Los Demaría no contestaron, pero tampoco retrocedieron.

Y fué entonces que Ocampo le exigió á Felicitas terminantemente que no se uniese á otro hombre.

—¿Y con qué derecho— exclamó ella en el colmo de la excitación —me pide usted eso? ¡Basta ya! ¡Yo sí le exijo á usted que no vuelva a poner los pies en mi casa! Enrique Ocampo, sin contestar palabra, la dirigió una mirada de insano, é impulsiva y rápidamente sacó un revólver con el que apuntó á Felicitas. Esta notó su acción y corrió, espantada, en dirección al pasillo; pero antes de que llegase á la puerta sono una formidable detonación y se oyeron gritos despavoridos de mujer. El primero que acudió fué don Bernabé y vió á la infeliz dama que, corriéndole la sangre por la espalda, caminaba tambaleante, y que, enredándosele la cola de la bata en un mueble, caía para levantarse con el rostro también ensangrentado. Desapareció por el pasillo, mientras el asesino, sobre el que iba á arrojarse don Bernabé, le dirigió á él la boca del revólver con gesto de impononte amenaza.

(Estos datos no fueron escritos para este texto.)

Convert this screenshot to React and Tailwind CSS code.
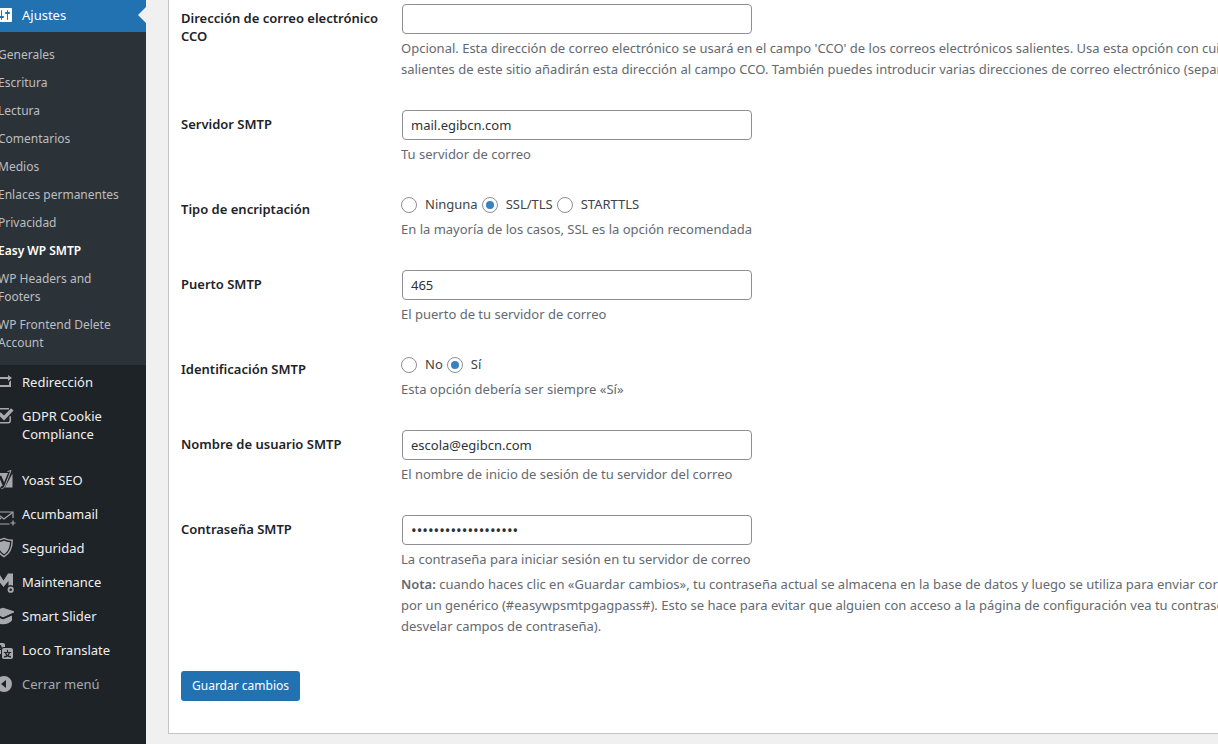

Y entretanto que las detonaciones del arma homicida continuaban, Felicitas caía exánime en el pasillo, cuando á ella llegaron sus parientes, su amiga la señorita de Casares y su prometido que, sin proferir palabra, fué á levantarla.

«—¡Me muero..., me muero!...»— murmuró ella, con voz desfalleciente. —«¡No me abandone!»

Fué conducida á su lecho. Se llamó, con la urgencia que el caso requeria, á los doctores Montes de Oca y Larrosa.